MATERIAL
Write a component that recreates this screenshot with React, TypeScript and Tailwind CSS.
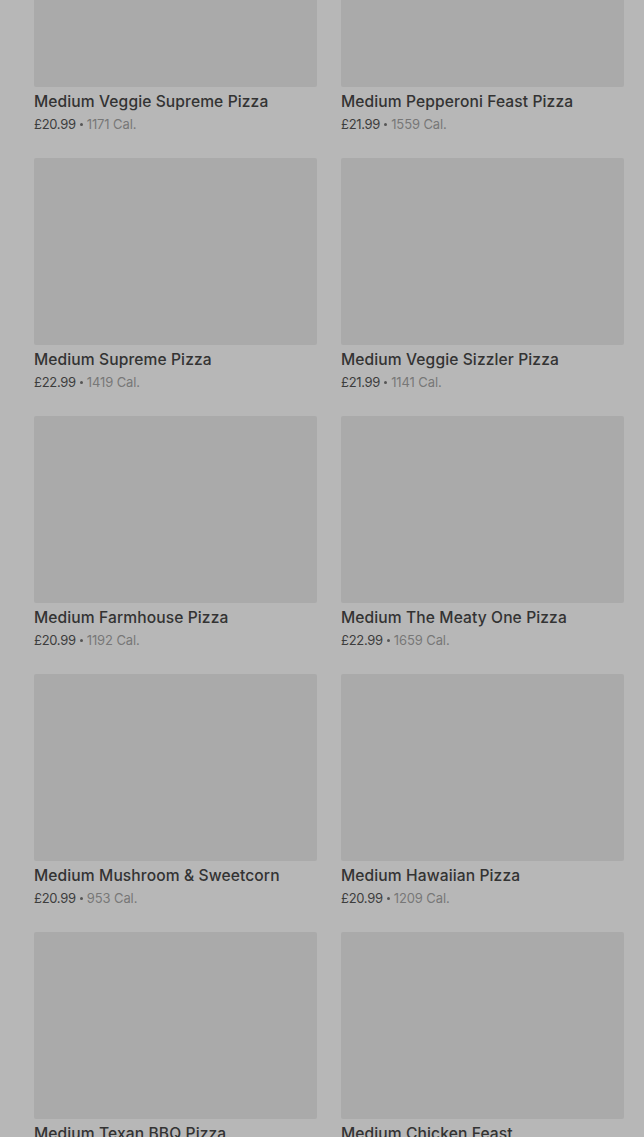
import React from "react";

const items = [
  { name: "Medium Veggie Supreme Pizza", price: "£20.99", cal: "1171 Cal." },
  { name: "Medium Pepperoni Feast Pizza", price: "£21.99", cal: "1559 Cal." },
  { name: "Medium Supreme Pizza", price: "£22.99", cal: "1419 Cal." },
  { name: "Medium Veggie Sizzler Pizza", price: "£21.99", cal: "1141 Cal." },
  { name: "Medium Farmhouse Pizza", price: "£20.99", cal: "1192 Cal." },
  { name: "Medium The Meaty One Pizza", price: "£22.99", cal: "1659 Cal." },
  { name: "Medium Mushroom & Sweetcorn", price: "£20.99", cal: "953 Cal." },
  { name: "Medium Hawaiian Pizza", price: "£20.99", cal: "1209 Cal." },
  { name: "Medium Texan BBQ Pizza", price: "£20.99", cal: "1100 Cal." },
  { name: "Medium Chicken Feast", price: "£21.99", cal: "1300 Cal." },
];

export default function App() {
  return (
    <div
      className="w-[644px] h-[1137px] overflow-hidden bg-[#b7b7b7]"
      style={{ fontFamily: "Inter, 'Noto Sans', sans-serif" }}
    >
      <div className="mt-[-100px] pl-[34px] pr-[20px] grid grid-cols-2 gap-x-[24px] gap-y-[25px]">
        {items.map((it) => (
          <div key={it.name} className="flex flex-col">
            <div className="h-[187px] bg-[#aaaaaa] rounded-[2px]" />
            <div className="mt-[5px] h-[20px] text-[15.6px] leading-[20px] font-medium text-[#333333] tracking-[0.1px] whitespace-nowrap">
              {it.name}
            </div>
            <div className="mt-[3px] h-[18px] flex items-center text-[13px] leading-[18px] text-[#3d3d3d] tracking-[-0.3px] whitespace-nowrap">
              <span>{it.price}</span>
              <span className="mx-[4px] mt-[1px] w-[3px] h-[3px] rounded-full bg-[#555555]" />
              <span className="text-[#777777] tracking-[-0.1px]">{it.cal}</span>
            </div>
          </div>
        ))}
      </div>
    </div>
  );
}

CHALLENGE
Take the material above from its first line through the line holding "import React from" and set it down exactly, without the pictures.

PROBLEM SOLUTION
Write a component that recreates this screenshot with React, TypeScript and Tailwind CSS.
import React from "react";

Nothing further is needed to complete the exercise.